“There are essentially three things you got to do to prepare for retirement,” Caroline Bruckner, Kogod Tax Policy Center’s managing director, recently told Yahoo Finance Live. “Number one, you got to save in a preferably tax-advantaged retirement saving plan. Number 2, you have to have your individual savings outside of that.”
“And then number three, people tend to rely on Social Security” for retirement, especially women, which often is not enough, Bruckner said. She encourages Americans to look at individual retirement accounts or IRAs.
“IRAs [and] Roth IRAs are things that most Americans don’t necessarily utilize in the way that they should,” Bruckner said.
For people who don’t have access to a workplace retirement, Bruckner pointed out that setting up an IRA or a Roth IRA can be done online with relative ease and minimal expense, depending on your income.

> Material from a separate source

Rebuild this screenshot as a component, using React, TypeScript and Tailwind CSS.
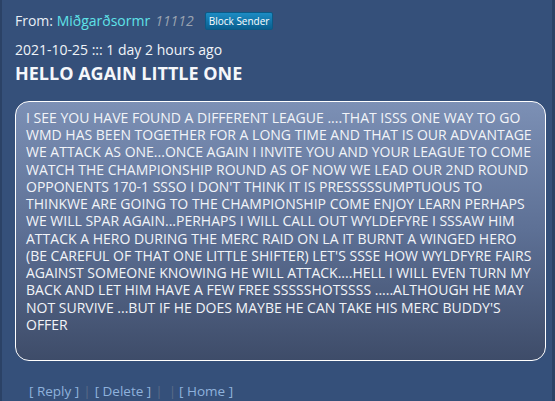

“The income eligibility rules are fairly generous for most low and moderate-income Americans,” she said, “particularly those that don’t otherwise have access to a retirement plan.”
IRAs and Roth IRAs don’t come with the benefit of automatic paycheck deductions like 401(k)s or 403(b)s, but Bruckner said that “thoughtful taxpayers” can use their annual tax refunds, instead.
Throw that money into an IRA if they don’t otherwise have access to a retirement plan, forget about it, and just let it grow,” she said. Annual IRA contributions are capped at $6,000 and $7,000 for people over age 50.
Investing in other accounts like “traditional retirement savings plans” like IRAs and 401(k)s “can really help substantiate an overall retirement saving strategy.”
“The earlier you can start saving, the faster that money will grow and help substantiate your retirement,” she said.